Vasco, porém, segue a poesia. Camões “ficou impressionado com a nobreza da inspiração de Vasco e morre em paz”.

Sobre a ópera, o compositor disse que “o ponto principal é que a modernidade se constrói a partir da herança tremenda que recebemos dos grandes mestres de outrora e não com cortes radicais com o passado”. “Camões é precisamente um dos exemplos maiores dessa situação”.

Questionado sobre a técnica de composição, César Viana disse que, “de certa forma, parte de paradigmas composicionais da época de Camões, uma técnica que é o contraponto, em que não há melodias e acordes, mas sim melodias que geram uma situação harmónica, uma forma de compor que foi sendo abandonada ao longo da História da música.

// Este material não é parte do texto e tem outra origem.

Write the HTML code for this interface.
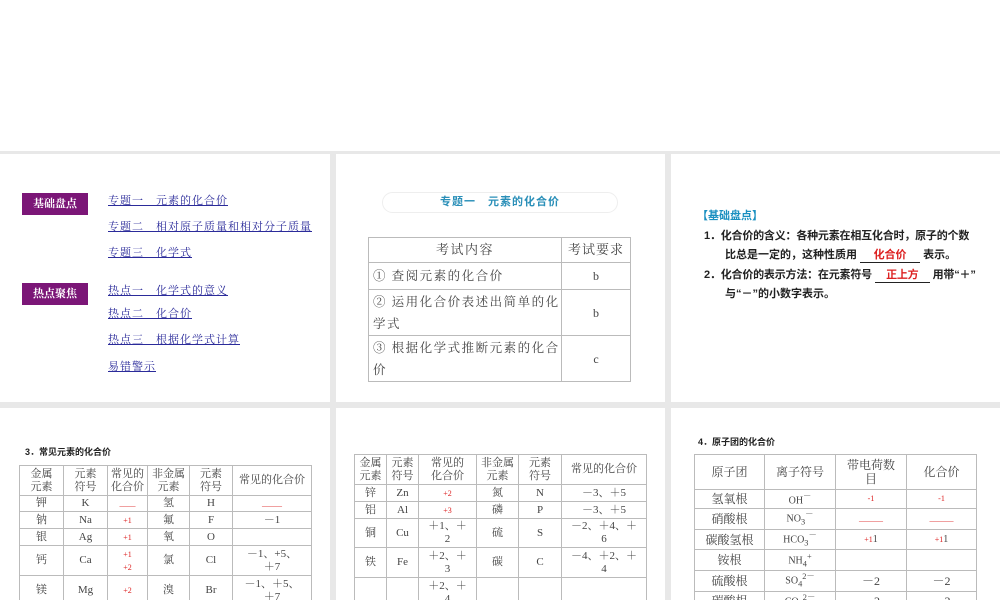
<!DOCTYPE html>
<html><head><meta charset="utf-8">
<style>
*{margin:0;padding:0;box-sizing:border-box}
body{width:1000px;height:600px;background:#e8e8e8;position:relative;overflow:hidden;font-family:"Liberation Serif","Noto Serif CJK SC",serif;color:#222}
.top{position:absolute;left:0;top:0;width:1000px;height:151px;background:#fff}
.p{position:absolute;background:#fff;overflow:hidden}
.a{position:absolute;white-space:nowrap}
.lab{position:absolute;left:22px;width:66px;height:22px;background:#7b1677;color:#fff;font-size:11px;line-height:22px;text-align:center;font-weight:bold}
.lk{position:absolute;left:108px;font-size:11px;color:#2b2b9a;text-decoration:underline;white-space:nowrap;letter-spacing:1px}
table{position:absolute;border-collapse:collapse;table-layout:fixed}
td{border:1px solid #bbb;text-align:center;font-size:10px;line-height:12px;color:#444;overflow:hidden;padding:0}
.r{color:#d22;font-size:8px}
.s{font-family:"Liberation Sans","Noto Sans CJK SC",sans-serif}
.big td{font-size:11px;line-height:13px}
.big td.r{font-size:8px;color:#d22}
</style></head><body>
<div class="top"></div>

<div class="p" style="left:0;top:154px;width:330px;height:248px">
<div class="lab" style="top:39px">基础盘点</div>
<div class="lab" style="top:129px">热点聚焦</div>
<div class="lk" style="top:38px">专题一　元素的化合价</div>
<div class="lk" style="top:64px">专题二　相对原子质量和相对分子质量</div>
<div class="lk" style="top:90px">专题三　化学式</div>
<div class="lk" style="top:128px">热点一　化学式的意义</div>
<div class="lk" style="top:151px">热点二　化合价</div>
<div class="lk" style="top:177px">热点三　根据化学式计算</div>
<div class="lk" style="top:204px">易错警示</div>
</div>

<div class="p" style="left:336px;top:154px;width:329px;height:248px">
<div class="a s" style="left:46px;top:38px;width:236px;height:21px;border:1px solid #eee;border-radius:11px;text-align:center;line-height:19px;font-size:11px;color:#2a8fb8;font-weight:bold;letter-spacing:1px">专题一　元素的化合价</div>
<table style="left:32px;top:83px;width:262px">
<col style="width:193px"><col style="width:69px">
<tr style="height:25px"><td style="font-size:13px;letter-spacing:1.5px">考试内容</td><td style="font-size:13px;letter-spacing:1px">考试要求</td></tr>
<tr style="height:27px"><td style="text-align:left;padding-left:4px;font-size:12.5px;letter-spacing:1.5px">① 查阅元素的化合价</td><td style="font-size:12px">b</td></tr>
<tr style="height:46px"><td style="text-align:left;padding-left:4px;font-size:12.5px;line-height:22px;letter-spacing:1.5px">② 运用化合价表述出简单的化学式</td><td style="font-size:12px">b</td></tr>
<tr style="height:46px"><td style="text-align:left;padding-left:4px;font-size:12.5px;line-height:22px;letter-spacing:1.5px">③ 根据化学式推断元素的化合价</td><td style="font-size:12px">c</td></tr>
</table>
</div>

<div class="p s" style="left:671px;top:154px;width:329px;height:248px;font-size:11px;font-weight:bold;color:#222">
<div class="a" style="left:26px;top:53px;color:#1a8fc0">【基础盘点】</div>
<div class="a" style="left:33px;top:73px;letter-spacing:-0.2px">1．化合价的含义：各种元素在相互化合时，原子的个数</div>
<div class="a" style="left:54px;top:92px">比总是一定的，这种性质用 <span style="display:inline-block;width:60px;border-bottom:1px solid #222;text-align:center;color:#d22">化合价</span> 表示。</div>
<div class="a" style="left:33px;top:112px;letter-spacing:-0.2px">2．化合价的表示方法：在元素符号 <span style="display:inline-block;width:55px;border-bottom:1px solid #222;text-align:center;color:#d22">正上方</span> 用带“＋”</div>
<div class="a" style="left:54px;top:131px">与“－”的小数字表示。</div>
</div>

<div class="p" style="left:0;top:408px;width:330px;height:192px">
<div class="a s" style="left:25px;top:37px;font-size:9px;font-weight:bold">3．常见元素的化合价</div>
<table class="big" style="left:19px;top:57px;width:292px">
<col style="width:44px"><col style="width:44px"><col style="width:40px"><col style="width:42px"><col style="width:43px"><col style="width:79px">
<tr style="height:30px"><td>金属<br>元素</td><td>元素<br>符号</td><td>常见的<br>化合价</td><td>非金属<br>元素</td><td>元素<br>符号</td><td>常见的化合价</td></tr>
<tr style="height:16px"><td>钾</td><td>K</td><td class="r">____</td><td>氢</td><td>H</td><td class="r">_____</td></tr>
<tr style="height:17px"><td>钠</td><td>Na</td><td class="r">+1</td><td>氟</td><td>F</td><td>－1</td></tr>
<tr style="height:17px"><td>银</td><td>Ag</td><td class="r">+1</td><td>氧</td><td>O</td><td></td></tr>
<tr style="height:30px"><td>钙</td><td>Ca</td><td class="r">+1<br>+2</td><td>氯</td><td>Cl</td><td>－1、+5、<br>＋7</td></tr>
<tr style="height:30px"><td>镁</td><td>Mg</td><td class="r">+2</td><td>溴</td><td>Br</td><td>－1、＋5、<br>＋7</td></tr>
</table>
</div>

<div class="p" style="left:336px;top:408px;width:329px;height:192px">
<table class="big" style="left:18px;top:46px;width:292px">
<col style="width:32px"><col style="width:32px"><col style="width:58px"><col style="width:42px"><col style="width:43px"><col style="width:85px">
<tr style="height:30px"><td>金属<br>元素</td><td>元素<br>符号</td><td>常见的<br>化合价</td><td>非金属<br>元素</td><td>元素<br>符号</td><td>常见的化合价</td></tr>
<tr style="height:17px"><td>锌</td><td>Zn</td><td class="r">+2</td><td>氮</td><td>N</td><td>－3、＋5</td></tr>
<tr style="height:17px"><td>铝</td><td>Al</td><td class="r">+3</td><td>磷</td><td>P</td><td>－3、＋5</td></tr>
<tr style="height:29px"><td>铜</td><td>Cu</td><td>＋1、＋<br>2</td><td>硫</td><td>S</td><td>－2、＋4、＋<br>6</td></tr>
<tr style="height:30px"><td>铁</td><td>Fe</td><td>＋2、＋<br>3</td><td>碳</td><td>C</td><td>－4、＋2、＋<br>4</td></tr>
<tr style="height:30px"><td></td><td></td><td>＋2、＋<br>4</td><td></td><td></td><td></td></tr>
</table>
</div>

<div class="p" style="left:671px;top:408px;width:329px;height:192px">
<div class="a s" style="left:27px;top:27px;font-size:9px;font-weight:bold">4．原子团的化合价</div>
<table style="left:23px;top:46px;width:282px">
<col style="width:70px"><col style="width:71px"><col style="width:71px"><col style="width:70px">
<tr style="height:35px"><td style="font-size:12px">原子团</td><td style="font-size:12px">离子符号</td><td style="font-size:12px;line-height:14px">带电荷数<br>目</td><td style="font-size:12px">化合价</td></tr>
<tr style="height:19px"><td style="font-size:12px">氢氧根</td><td>OH<sup>－</sup></td><td class="r">-1</td><td class="r">-1</td></tr>
<tr style="height:21px"><td style="font-size:12px">硝酸根</td><td>NO<sub>3</sub><sup>－</sup></td><td class="r">______</td><td class="r">______</td></tr>
<tr style="height:20px"><td style="font-size:12px">碳酸氢根</td><td>HCO<sub>3</sub><sup>－</sup></td><td><span class="r">+1</span>1</td><td><span class="r">+1</span>1</td></tr>
<tr style="height:21px"><td style="font-size:12px">铵根</td><td>NH<sub>4</sub><sup>+</sup></td><td></td><td></td></tr>
<tr style="height:20px"><td style="font-size:12px">硫酸根</td><td>SO<sub>4</sub><sup>2－</sup></td><td style="font-size:12px">－2</td><td style="font-size:12px">－2</td></tr>
<tr style="height:20px"><td style="font-size:12px">碳酸根</td><td>CO<sub>3</sub><sup>2－</sup></td><td style="font-size:12px">－2</td><td style="font-size:12px">－2</td></tr>
</table>
</div>
</body></html>
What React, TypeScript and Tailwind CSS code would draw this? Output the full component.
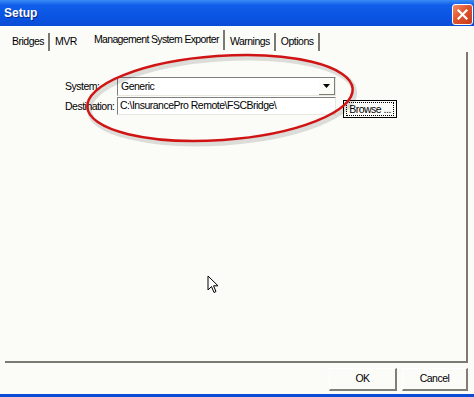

Eu peguei nessa forma de compor à qual chamamos contraponto, assumindo depois elementos melódicos mais modernos”.

A ópera “O Último Canto – Camões e o Destino”, com uma duração de cerca de 90 minutos, estreia-se no próximo dia 10 de junho, Dia de Portugal, de Camões e das Comunidades, no Centro Olga Cadaval, em Sintra, numa récita marcada para as 17:00.

Embora ainda não haja datas definidas, também deverá ser apresentada em Tomar, no Convento de Cristo, no âmbito do Festival de Ópera de Óbidos, assim como na Batalha, em Setúbal, em Almada e em Santarém. No dia 23 de julho, deverá ir ao Festival Klexos, em Plasencia, Espanha.

César Viana foi diretor artístico dos ensembles Sinfoniab e Cobras e Son, do Festival de Música Antiga de Sesimbra, assim como do Centro para o Estudo das Artes de Belgais, em Castelo Branco.

Desempenhou funções diretivas na Fundación Caja Duero, em Salamanca, e na Orquestra Metropolitana de Lisboa. Fez parte do conselho de administração do Organismo de Produção Artística (Opart), entidade gestora do Teatro Nacional de São Carlos, da Orquestra Sinfónica Portuguesa e da Companhia Nacional de Bailado, e foi diretor artístico do Festival ao Largo, em Lisboa, promovido pelo Opart.

Atualmente é professor de Composição no Centro Superior de Enseñanza Musical Katarina Gurska, em Madrid, e diretor musical da orquestra de cordas Concerto Moderno.